Florida Eye Doctor with Pop-Star Aspirations Settles Million-Dollar Medicare Fraud Case
WASHINGTON (Aug. 30, 2016) — Whistleblower Lori Moore will receive $200,000 for helping U.S. taxpayers to recover a $1 million settlement from Monique Barbour, a Florida ophthalmologist accused of defrauding Medicare to support a lavish lifestyle that included an attempt to become a pop star under the pseudonym “Anayya Von Kitten.”
The Employment Law Group® law firm represented Ms. Moore in the civil case, which alleged that Dr. Barbour, the owner of Clear Vue Eye Center in Lake Worth, Fla., overbilled the government’s Medicare insurance program in violation of the federal False Claims Act and the Florida False Claims Act.
While Dr. Barbour has settled with the federal government, claims under Florida state law remain pending.
Ms. Moore served as Dr. Barbour’s office manager and personal assistant until she was fired after questioning practices that helped to finance Dr. Barbour’s fast-lane South Florida lifestyle — a lifestyle that involved night clubbing, multiple homes, international travel, music-publishing ventures, and ownership of a semi-professional basketball team.
In her guise as Anayya Von Kitten, Dr. Barbour released several YouTube videos featuring her heavily produced electronic dance music. She also made a trailer for a proposed reality-television show, Staying in Check, that spliced together vignettes from her music career and consultations with real ophthalmology patients.
Ms. Moore alleged that Dr. Barbour fired her in 2014 after Ms. Moore urged the doctor to come clean about improper Medicare billing. According to court documents unsealed today, Ms. Moore had witnessed numerous instances of unbundling, upcoding, and other inappropriate Medicare billing methods.

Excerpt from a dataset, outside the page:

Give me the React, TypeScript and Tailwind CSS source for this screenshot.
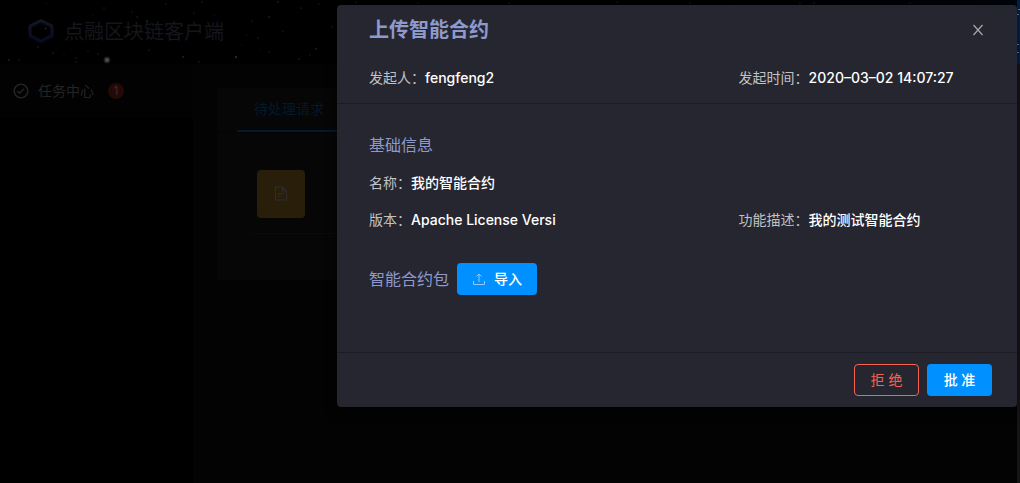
import { BiCheckCircle } from "react-icons/bi";

const STARS = [
    [46, 3, 0.4], [104, 8, 0.6], [93, 15, 0.4], [132, 12, 0.5], [137, 17, 0.6], [147, 21, 0.8], [166, 4, 0.5],
    [194, 13, 0.5], [202, 2, 0.6], [214, 15, 0.4], [252, 21, 0.5], [269, 17, 0.7], [278, 2, 0.7], [301, 8, 0.6],
    [319, 4, 0.5], [332, 27, 0.6], [283, 31, 0.5], [258, 38, 0.5], [242, 45, 0.4], [236, 57, 0.9], [247, 35, 0.4],
    [183, 57, 0.8], [199, 62, 0.6], [149, 50, 0.6], [125, 37, 0.6], [117, 31, 0.4], [98, 54, 0.6], [88, 51, 0.5],
    [76, 58, 0.6], [76, 62, 0.6], [53, 53, 0.6], [38, 47, 0.6], [9, 60, 0.7], [19, 60, 0.6], [64, 55, 0.4],
    [269, 52, 0.5], [316, 49, 0.7], [299, 59, 0.6], [310, 55, 0.5], [175, 26, 0.4], [222, 29, 0.5], [260, 48, 0.4],
    [356, 2, 0.5], [418, 3, 0.5], [509, 3, 0.6], [617, 2, 0.5], [690, 3, 0.6], [800, 3, 0.6], [814, 3, 0.6], [910, 3, 0.5],
];

function Starfield() {
    return (
        <svg className="absolute inset-0 h-full w-full" aria-hidden="true">
            {STARS.map(([x, y, r]) => (
                <circle key={`${x}-${y}`} cx={x} cy={y} r={r} fill="#363d42" />
            ))}
            <circle cx="107" cy="60" r="3.5" fill="#1a1d1c" />
            <circle cx="107" cy="60" r="2" fill="#4a4e4d" />
        </svg>
    );
}

function Logo() {
    return (
        <svg className="relative" width="26" height="28" viewBox="0 0 26 28" fill="none" aria-hidden="true">
            <defs>
                <linearGradient id="hex" x1="0" y1="0" x2="0" y2="1">
                    <stop offset="0" stopColor="#14161f" />
                    <stop offset="1" stopColor="#070b24" />
                </linearGradient>
            </defs>
            <path d="M13 5 24 10v9L13 25 2 19v-9z" stroke="#02040f" strokeWidth="3" strokeLinejoin="round" />
            <path d="M13 2.500 24 8v9.500L13 23 2 17.500V8z" stroke="url(#hex)" strokeWidth="3" strokeLinejoin="round" />
            <circle cx="17.500" cy="10.500" r="0.8" fill="#2c3245" />
        </svg>
    );
}

function Field({ label, value }: { label: string; value: string }) {
    return (
        <div className="flex leading-5">
            <dt className="text-[#c2c2c3]">{label}：</dt>
            <dd className="font-[450] text-white">{value}</dd>
        </div>
    );
}

function ContractDialog() {
    return (
        <section
            role="dialog"
            aria-labelledby="dialog-title"
            className="w-[680px] max-w-full rounded-sm bg-[#262630] shadow-[0_4px_12px_rgba(0,0,0,0.5)]"
        >
            <header className="border-b border-[#1b1b23] px-8 pt-[11px] pb-[15px]">
                <div className="flex items-center justify-between">
                    <h2 id="dialog-title" className="text-xl leading-7 font-bold text-[#8e99cc]">上传智能合约</h2>
                    <button type="button" aria-label="关闭" className="text-[#a8a8ac]">
                        <svg width="14" height="14" viewBox="0 0 14 14" fill="none" stroke="currentColor" strokeWidth="1.200">
                            <path d="M2.500 2 11.500 12M11.500 2 2.500 12" />
                        </svg>
                    </button>
                </div>
                <dl className="mt-6 grid grid-cols-[3fr_2fr]">
                    <Field label="发起人" value="fengfeng2" />
                    <Field label="发起时间" value="2020–03–02 14:07:27" />
                </dl>
            </header>

            <div className="px-8 pt-[27px] pb-[57px]">
                <h3 className="text-base leading-7 text-[#8e99cc]">基础信息</h3>
                <dl className="mt-[14px] grid grid-cols-[3fr_2fr] gap-y-[17px]">
                    <div className="col-span-2">
                        <Field label="名称" value="我的智能合约" />
                    </div>
                    <Field label="版本" value="Apache License Versi" />
                    <Field label="功能描述" value="我的测试智能合约" />
                </dl>
                <div className="mt-[33px] flex items-center gap-2">
                    <h3 className="text-base text-[#8e99cc]">智能合约包</h3>
                    <button type="button" className="flex h-8 w-20 items-center justify-center gap-2 rounded bg-[#0090ff] font-medium text-white">
                        <svg width="14" height="14" viewBox="0 0 14 14" fill="none" stroke="#8fcaff" strokeWidth="1">
                            <path d="M1.500 9v3.500h11V9M7 10V2.500M4.500 4.500 7 2l2.500 2.500" />
                        </svg>
                        导入
                    </button>
                </div>
            </div>

            <footer className="flex justify-end gap-2 border-t border-[#1b1b23] px-[25px] py-[11px]">
                <button type="button" className="h-8 w-[65px] rounded border border-[#f9604f] text-[#f9604f]">拒 绝</button>
                <button type="button" className="h-8 w-[65px] rounded bg-[#0090ff] font-medium text-white">批 准</button>
            </footer>
        </section>
    );
}

export default function App() {
    return (
        <div className="relative flex min-h-screen flex-col overflow-hidden bg-black font-[Inter,'Noto_Sans_CJK_SC',sans-serif] text-sm">
            <header className="relative flex h-16 items-center gap-2.5 bg-linear-to-r from-black from-20% to-[#01040c] px-7">
                <Starfield />
                <Logo />
                <h1 className="relative text-xl leading-6 text-[#15161c]">点融区块链客户端</h1>
            </header>

            <div className="flex flex-1">
                <nav className="w-[193px] shrink-0">
                    <a href="#tasks" className="flex h-[54px] items-center bg-[#020202] px-3 text-[#242424]">
                        <BiCheckCircle className="mr-2 size-[18px]" />
                        任务中心
                        <span className="ml-3.5 flex size-4 items-center justify-center rounded-full bg-[#260907] text-xs text-[#3a2a29]">1</span>
                    </a>
                </nav>

                <main className="flex-1 bg-[#030303] p-6 pr-0">
                    <div className="h-48 bg-[#060606]">
                        <div role="tablist" className="flex border-b border-[#030303] px-5">
                            <button type="button" role="tab" aria-selected="true" className="h-11 w-28 border-b-2 border-[#001a2e] pr-2 text-[#001a2e]">
                                待处理请求
                            </button>
                        </div>
                        <div className="ml-8 border-b border-[#0a0a0a] px-2 pt-[37px] pb-[15px]">
                            <div className="flex size-12 items-center justify-center rounded bg-[#281e0a]">
                                <svg width="14" height="16" viewBox="0 0 14 16" fill="none" stroke="#2e2d2b" strokeWidth="1.200" aria-hidden="true">
                                    <path d="M1.500 1h7l4 4v9h-11zM8.500 1v4h4M4 7.500h6M4 10h3" />
                                </svg>
                            </div>
                        </div>
                    </div>
                </main>
            </div>

            {/* Page edge that the mask leaves uncovered */}
            <div className="absolute inset-y-0 right-0 flex w-[3px] flex-col bg-[#171416]">
                <div className="h-16 bg-[#02224c]">
                    <svg width="3" height="64" aria-hidden="true">
                        <path d="M1 9.500h2M0 14.500h2M0 44.500h2M0 52.500h2" stroke="#5d7f9f" />
                    </svg>
                </div>
            </div>

            <div className="absolute inset-0 flex items-start justify-end pt-[5px] pr-[3px]">
                <ContractDialog />
            </div>
        </div>
    );
}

“When I first joined Dr. Barbour, I was excited about helping her to grow her practice,” said Ms. Moore. “But as time went on I concluded that she was using Medicare — taxpayer money — to help fund her lifestyle. I couldn’t be a part of that, so I asked her to stop. I was shocked when she fired me, but I couldn’t walk away and let it continue.”
Ms. Moore filed a complaint against Clear Vue and Dr. Barbour under laws including federal False Claims Act. That statute, originally signed into law by President Abraham Lincoln in 1863, makes it illegal to deceive the federal government for financial gain.
The law includes a “qui tam” provision that allows whistleblowers to file a legal complaint on behalf of the government and — if they prevail — to receive a share of the proceeds.
“It took a lot of courage for Lori to stand up to the person who fired her,” said David L. Scher, a principal of The Employment Law Group and Ms. Moore’s lead attorney. “Many employees are aware of wrongdoing and just look the other way. Maybe they figure it’s not their problem, or that blowing the whistle is just too hard. Lori did the right thing, and I am pleased that she will be rewarded for it.”
In the last fiscal year, taxpayers recovered more than $1.8 billion as a result of lawsuits filed by whistleblowers against healthcare providers under the False Claims Act. The whistleblowers in these cases — who ranged from hospital executives to medical professionals to office staff — received about $330 million in rewards.